I Was Born For Leaving
It's the desperate dream of faraway places that I don't even know exist. I was born for leaving and I can't stop.
I have this incurable condition. It’s an overwhelming, all-consuming, insatiable case of wanderlust. Last week I found myself staring at an airport departure board with such fervor that a concerned gate agent had to ask me if I was alright. The freedom of choosing my next destination by closing my eyes and spinning a globe – of leaving it all up to chance – is the beauty of full (and sometimes reckless) abandon.
It’s the desperate dream of faraway places that I don’t even know exist. I was born for leaving and I can’t stop.
I often get asked where I consider home. I mumble through the ever so awkward and slightly rehearsed preamble to explain away how and why everything I own fits into one suitcase and duffel bag, and that ten days is the longest I’ve spent in one place in the last two years. Home for me is the present. It happens to be wherever I’m located at any given point in time, whether it’s a cramped 9 bed hostel room in the heart of Rio De Janeiro or the serenity of JFK’s terminal 8 in the dead of night.
Not having a place to call home is both beautiful and exhausting. It’s late nights at a laundromat and flying with food poisoning. It’s flight delays, traffic, and painfully slow internet. It’s Skype dates, jet lag, and an embarrassing over-reliance on Tinder. It’s constantly yearning to be where I’m not.
And I wouldn’t trade any of it for the world. Because it’s also friendships that transcend distance and time. It’s having a home cooked meal by a campfire in the middle of the Serengeti, nothing but an expanse of stars above and the rumble of wildlife in the distance. It’s the wistfulness of holding a book once held by Galileo.
It’s wandering through unknown cities without a map or plan. It’s waiting for a goat to cross the road in Uganda so you can safely make it alive. It’s a bartender in Zanzibar “treating” your malaria with a gin and tonic. It’s chasing waterfalls and snacking on deep fried crickets. It’s holding a stranger’s baby on a rickshaw in Bali. It’s seeing the sunrise on the other side of the world. It’s relearning how to live when you’re completely alone in a foreign country.
It’s feeling how utterly insignificant your problems are as you occupy such a tiny place on this earth.

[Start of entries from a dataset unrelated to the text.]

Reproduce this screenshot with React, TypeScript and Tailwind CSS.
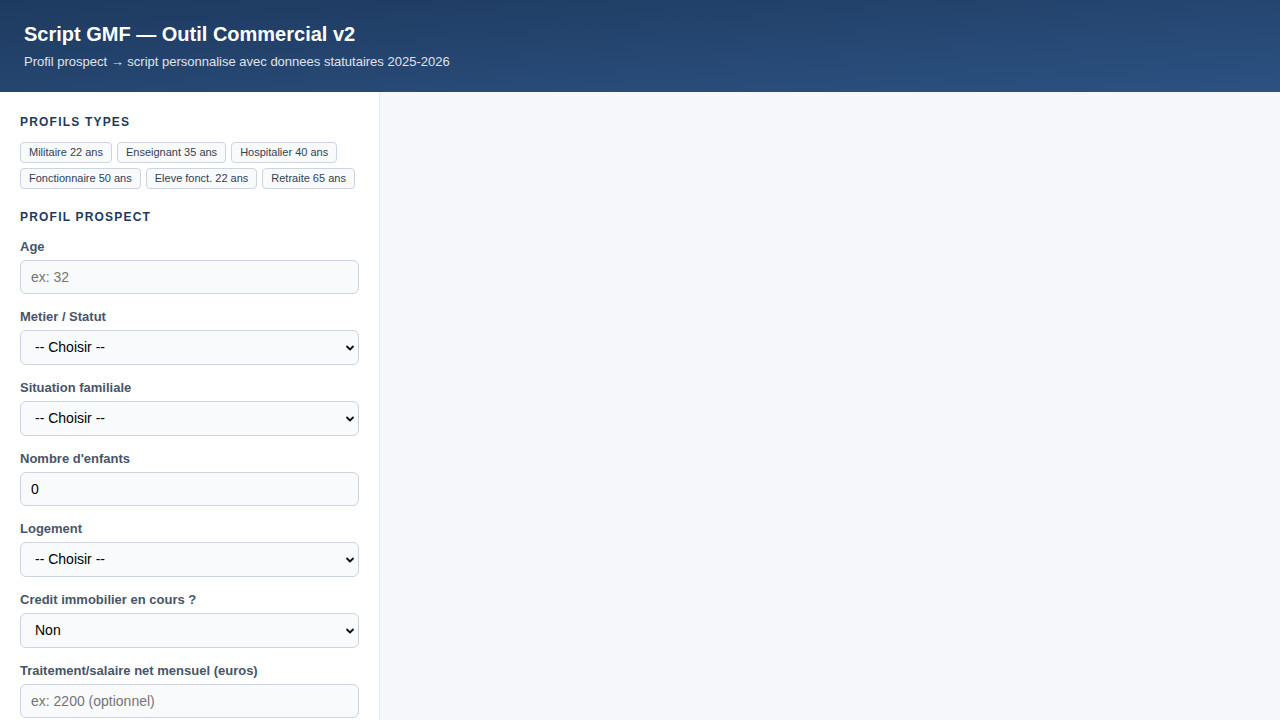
import React from 'react';

const presets = [
  'Militaire 22 ans',
  'Enseignant 35 ans',
  'Hospitalier 40 ans',
  'Fonctionnaire 50 ans',
  'Eleve fonct. 22 ans',
  'Retraite 65 ans',
];

const Label: React.FC<{ children: React.ReactNode }> = ({ children }) => (
  <label className="block text-[13px] leading-[15px] font-bold text-[#475569] mb-[6px]">{children}</label>
);

const inputCls =
  'w-full h-[34px] rounded-md border border-[#cbd5e1] bg-[#f8fafc] px-[10px] text-[14px] text-black placeholder:text-[#757575] outline-none';

const Select: React.FC<{ value: string; options: string[] }> = ({ value, options }) => (
  <div className="relative">
    <select
      defaultValue={value}
      className="w-full h-[35px] appearance-none rounded-md border border-[#cbd5e1] bg-[#f8fafc] pl-[14px] pr-8 text-[14px] text-black outline-none"
    >
      {options.map((o) => (
        <option key={o}>{o}</option>
      ))}
    </select>
    <svg
      className="pointer-events-none absolute right-[4px] top-1/2 -translate-y-1/2"
      width="10"
      height="10"
      viewBox="0 0 10 10"
    >
      <path d="M2 3.5 L5 6.5 L8 3.5" fill="none" stroke="#111" strokeWidth="1.8" strokeLinecap="round" strokeLinejoin="round" />
    </svg>
  </div>
);

export default function App() {
  return (
    <div className="h-screen flex flex-col overflow-hidden bg-[#f5f7fa] font-['Liberation_Sans',Arial,sans-serif]">
      <header className="h-[92px] shrink-0 flex flex-col justify-center px-6 bg-gradient-to-br from-[#1e3a5f] to-[#2c5282] text-white">
        <h1 className="text-[20px] leading-[24px] font-bold">Script GMF — Outil Commercial v2</h1>
        <p className="mt-[8px] text-[13px] leading-[16px] text-white/85">
          Profil prospect → script personnalise avec donnees statutaires 2025-2026
        </p>
      </header>

      <div className="flex-1 flex min-h-0">
        <aside className="w-[380px] shrink-0 bg-white border-r border-[#e2e8f0] overflow-hidden px-5 pt-[23px]">
          <h2 className="text-[12px] leading-[15px] font-bold uppercase tracking-[0.1em] text-[#1e3a5f]">Profils types</h2>
          <div className="mt-[12px] flex flex-wrap gap-[5px]">
            {presets.map((p) => (
              <button
                key={p}
                className="h-[21px] px-2 rounded border border-[#cbd5e1] bg-[#f8fafc] text-[11px] text-[#334155]"
              >
                {p}
              </button>
            ))}
          </div>

          <h2 className="mt-[21px] text-[12px] leading-[15px] font-bold uppercase tracking-[0.1em] text-[#1e3a5f]">Profil prospect</h2>

          <div className="mt-[14px] flex flex-col gap-[15px]">
            <div>
              <Label>Age</Label>
              <input className={inputCls} placeholder="ex: 32" />
            </div>
            <div>
              <Label>Metier / Statut</Label>
              <Select value="-- Choisir --" options={['-- Choisir --', 'Militaire', 'Enseignant', 'Hospitalier', 'Fonctionnaire']} />
            </div>
            <div>
              <Label>Situation familiale</Label>
              <Select value="-- Choisir --" options={['-- Choisir --', 'Celibataire', 'Marie', 'Pacse']} />
            </div>
            <div>
              <Label>Nombre d'enfants</Label>
              <input className={inputCls} defaultValue="0" />
            </div>
            <div>
              <Label>Logement</Label>
              <Select value="-- Choisir --" options={['-- Choisir --', 'Proprietaire', 'Locataire']} />
            </div>
            <div>
              <Label>Credit immobilier en cours ?</Label>
              <Select value="Non" options={['Non', 'Oui']} />
            </div>
            <div>
              <Label>Traitement/salaire net mensuel (euros)</Label>
              <input className={inputCls} placeholder="ex: 2200 (optionnel)" />
            </div>
          </div>
        </aside>
        <main className="flex-1" />
      </div>
    </div>
  );
}
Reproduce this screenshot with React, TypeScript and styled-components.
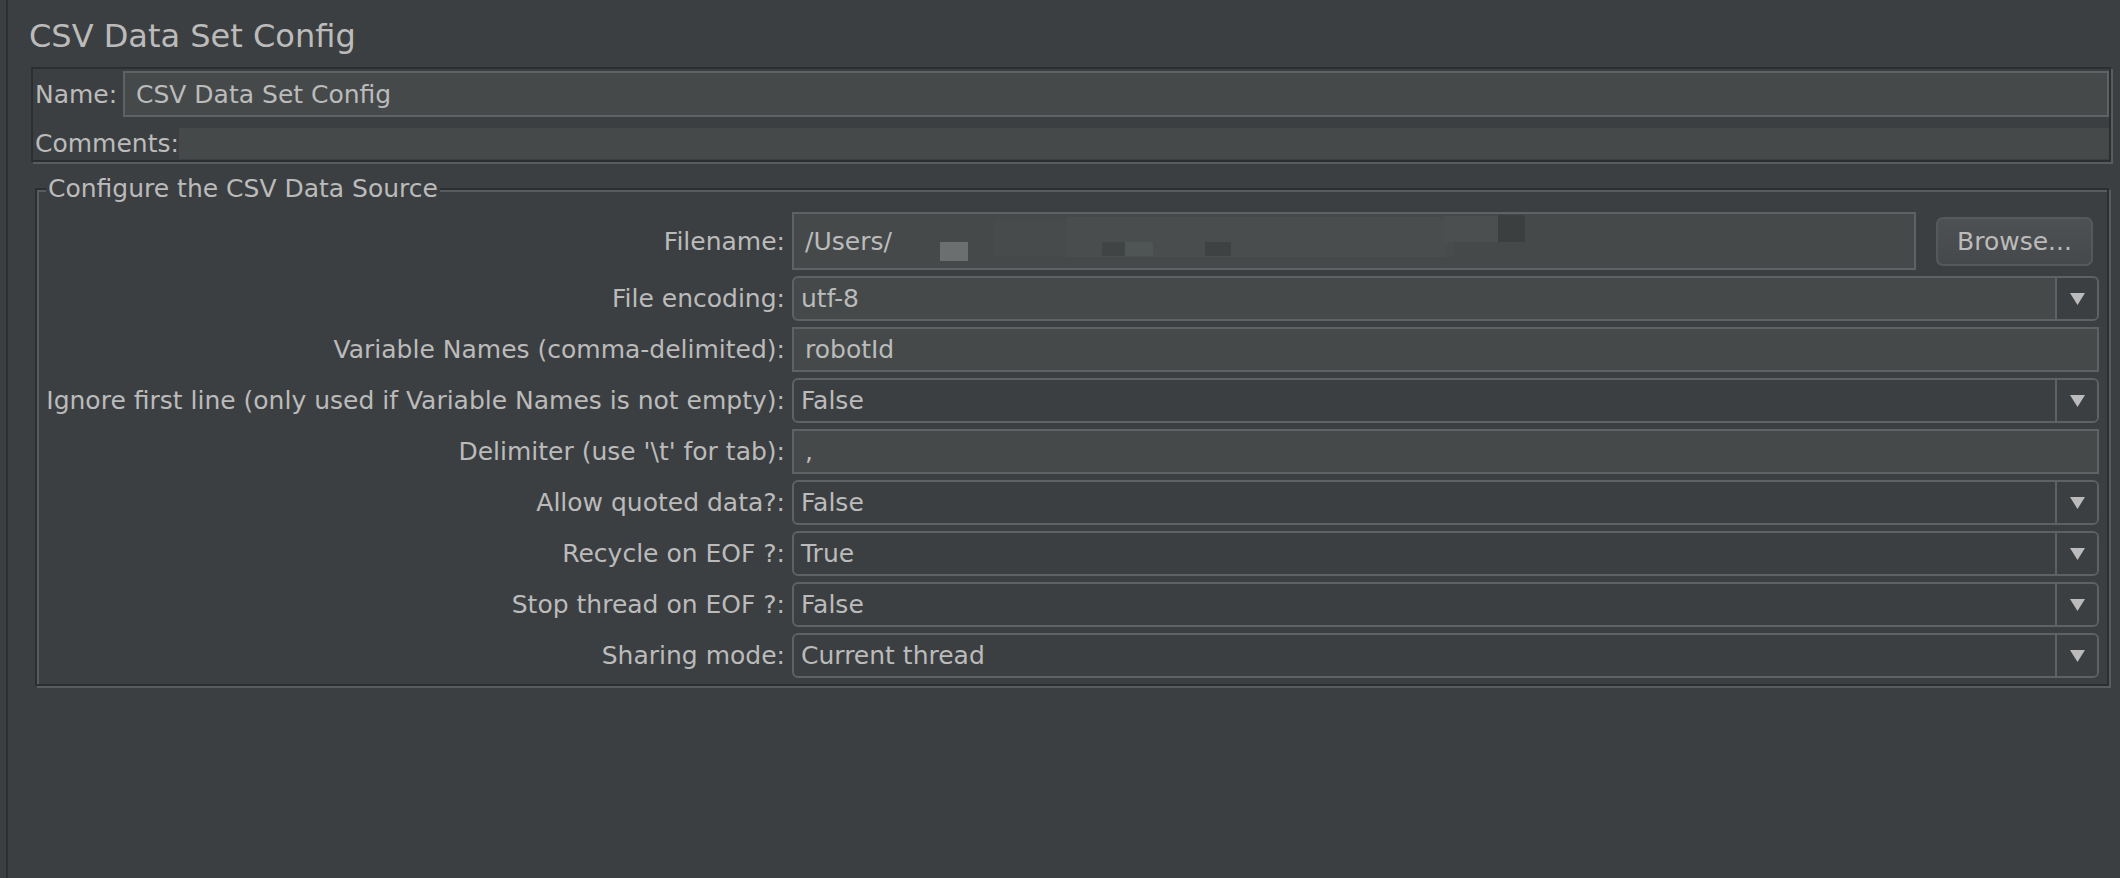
import * as React from 'react';
import styled, { createGlobalStyle } from 'styled-components';

const Colors = {
  background: '#3c3f41',
  field: '#45494a',
  border: '#5f6264',
  dark: '#2c2e2f',
  light: '#595c5e',
  text: '#bbbbbb',
};

const FontSize = 25;

const GlobalStyle = createGlobalStyle`
  html, body {
    margin: 0;
    padding: 0;
    background: ${Colors.background};
  }
  body {
    font-family: "DejaVu Sans", "Liberation Sans", sans-serif;
    color: ${Colors.text};
  }
`;

const Page = styled.div`
  box-sizing: border-box;
  display: flex;
  min-height: 878px;
  padding-left: 6px;
  background: ${Colors.background};
`;

const Main = styled.div`
  flex: 1;
  display: flex;
  flex-direction: column;
  border-left: 2px solid ${Colors.dark};
  padding: 17px 9px 0 23px;
`;

const Title = styled.div`
  font-size: 32px;
  line-height: 38px;
  height: 38px;
  margin-left: -2px;
  white-space: nowrap;
`;

const NamePanel = styled.div`
  box-sizing: border-box;
  display: flex;
  flex-direction: column;
  gap: 11px;
  margin-top: 12px;
  padding: 2px 0 1px 2px;
  border: 2px solid ${Colors.dark};
  box-shadow: 2px 2px 0 ${Colors.light};
`;

const PanelRow = styled.div<{ $height: number }>`
  display: flex;
  align-items: center;
  height: ${p => p.$height}px;
`;

const Label = styled.span`
  font-size: ${FontSize}px;
  line-height: 1;
  white-space: nowrap;
`;

const NameLabel = styled(Label)`
  width: 88px;
  flex: none;
`;

const TextField = styled.div`
  box-sizing: border-box;
  position: relative;
  flex: 1;
  display: flex;
  align-items: center;
  height: 100%;
  padding-left: 11px;
  border: 2px solid ${Colors.border};
  background: ${Colors.field};
  font-size: ${FontSize}px;
  white-space: nowrap;
  overflow: hidden;
`;

const CommentsField = styled.div`
  flex: 1;
  height: 100%;
  background: ${Colors.field};
`;

const Group = styled.fieldset`
  box-sizing: border-box;
  min-width: 0;
  margin: 12px 2px 0 4px;
  padding: 8px 8px 6px 6px;
  border: 2px solid ${Colors.dark};
  box-shadow: inset 2px 2px 0 ${Colors.light}, 2px 2px 0 ${Colors.light};
`;

const Legend = styled.legend`
  margin-left: 3px;
  padding: 0 2px;
  font-size: ${FontSize}px;
  line-height: 30px;
  background: ${Colors.background};
  white-space: nowrap;
`;

const FormGrid = styled.div`
  display: grid;
  grid-template-columns: 742px 1fr;
  grid-template-rows: 58px;
  grid-auto-rows: 45px;
  column-gap: 7px;
  row-gap: 6px;
`;

const FormLabel = styled(Label)`
  justify-self: end;
  align-self: center;
`;

const FileRow = styled.div`
  display: flex;
  align-items: center;
  height: 100%;
`;

const BrowseButton = styled.button`
  box-sizing: border-box;
  flex: none;
  width: 157px;
  height: 49px;
  margin: 0 6px 0 20px;
  padding: 0;
  border: 2px solid #56595b;
  border-radius: 7px;
  background: linear-gradient(#4d5153, #46494b);
  color: ${Colors.text};
  font-family: inherit;
  font-size: ${FontSize}px;
`;

const Combo = styled.div<{ $editable?: boolean }>`
  box-sizing: border-box;
  display: flex;
  align-items: stretch;
  height: 100%;
  border: 2px solid ${Colors.border};
  border-radius: 6px;
  background: ${p => (p.$editable ? Colors.field : Colors.background)};
  overflow: hidden;
`;

const ComboValue = styled.div`
  flex: 1;
  display: flex;
  align-items: center;
  padding-left: 7px;
  font-size: ${FontSize}px;
  white-space: nowrap;
`;

const ArrowButton = styled.div`
  box-sizing: border-box;
  flex: none;
  width: 42px;
  display: flex;
  align-items: center;
  justify-content: center;
  border-left: 2px solid ${Colors.border};
  background: ${Colors.background};
`;

// pixelated redaction over the file path
const Mosaic = styled.span<{ $color: string }>`
  position: absolute;
  background: ${p => p.$color};
`;

const mosaicBlocks = [
  { left: 200, top: 6, width: 460, height: 36, color: '#474b4c' },
  { left: 273, top: 3, width: 380, height: 40, color: '#494d4e' },
  { left: 650, top: 2, width: 55, height: 26, color: '#4b4f50' },
  { left: 146, top: 28, width: 28, height: 19, color: '#6b6f70' },
  { left: 704, top: 1, width: 27, height: 27, color: '#3b3f40' },
  { left: 308, top: 28, width: 23, height: 14, color: '#404445' },
  { left: 331, top: 28, width: 28, height: 14, color: '#4f5455' },
  { left: 411, top: 28, width: 26, height: 14, color: '#3e4243' },
];

function DownArrow() {
  return (
    <svg width="15" height="12" viewBox="0 0 15 12">
      <polygon points="0,0 15,0 7.5,12" fill={Colors.text} />
    </svg>
  );
}

function ComboBox({ value, editable }: { value: string; editable?: boolean }) {
  return (
    <Combo $editable={editable}>
      <ComboValue>{value}</ComboValue>
      <ArrowButton>
        <DownArrow />
      </ArrowButton>
    </Combo>
  );
}

interface Row {
  label: string;
  kind: 'text' | 'combo';
  value: string;
  editable?: boolean;
}

const rows: Row[] = [
  { label: 'File encoding:', kind: 'combo', value: 'utf-8', editable: true },
  { label: 'Variable Names (comma-delimited):', kind: 'text', value: 'robotId' },
  { label: 'Ignore first line (only used if Variable Names is not empty):', kind: 'combo', value: 'False' },
  { label: "Delimiter (use '\\t' for tab):", kind: 'text', value: ',' },
  { label: 'Allow quoted data?:', kind: 'combo', value: 'False' },
  { label: 'Recycle on EOF ?:', kind: 'combo', value: 'True' },
  { label: 'Stop thread on EOF ?:', kind: 'combo', value: 'False' },
  { label: 'Sharing mode:', kind: 'combo', value: 'Current thread' },
];

export default function App() {
  return (
    <Page>
      <GlobalStyle />
      <Main>
        <Title>CSV Data Set Config</Title>
        <NamePanel>
          <PanelRow $height={46}>
            <NameLabel>Name:</NameLabel>
            <TextField>CSV Data Set Config</TextField>
          </PanelRow>
          <PanelRow $height={31}>
            <Label>Comments:</Label>
            <CommentsField />
          </PanelRow>
        </NamePanel>
        <Group>
          <Legend>Configure the CSV Data Source</Legend>
          <FormGrid>
            <FormLabel>Filename:</FormLabel>
            <FileRow>
              <TextField>
                /Users/
                {mosaicBlocks.map((b, i) => (
                  <Mosaic
                    key={i}
                    $color={b.color}
                    style={{ left: b.left, top: b.top, width: b.width, height: b.height }}
                  />
                ))}
              </TextField>
              <BrowseButton>Browse...</BrowseButton>
            </FileRow>
            {rows.map(r => (
              <React.Fragment key={r.label}>
                <FormLabel>{r.label}</FormLabel>
                {r.kind === 'combo' ? (
                  <ComboBox value={r.value} editable={r.editable} />
                ) : (
                  <TextField>{r.value}</TextField>
                )}
              </React.Fragment>
            ))}
          </FormGrid>
        </Group>
      </Main>
    </Page>
  );
}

You see, no one has ever given me a reason to stay in one place. If and when someone does, I’ll know it’s real. I’ll know that I’ll be able to happily call a place home, because sometimes, home isn’t four walls or the familiar curve of your favorite pillow. It’s wherever another soul calls you to return to day after day. Until then, my heart yearns for the unfamiliar and distant corners of this tiny planet that each and every one of us calls home.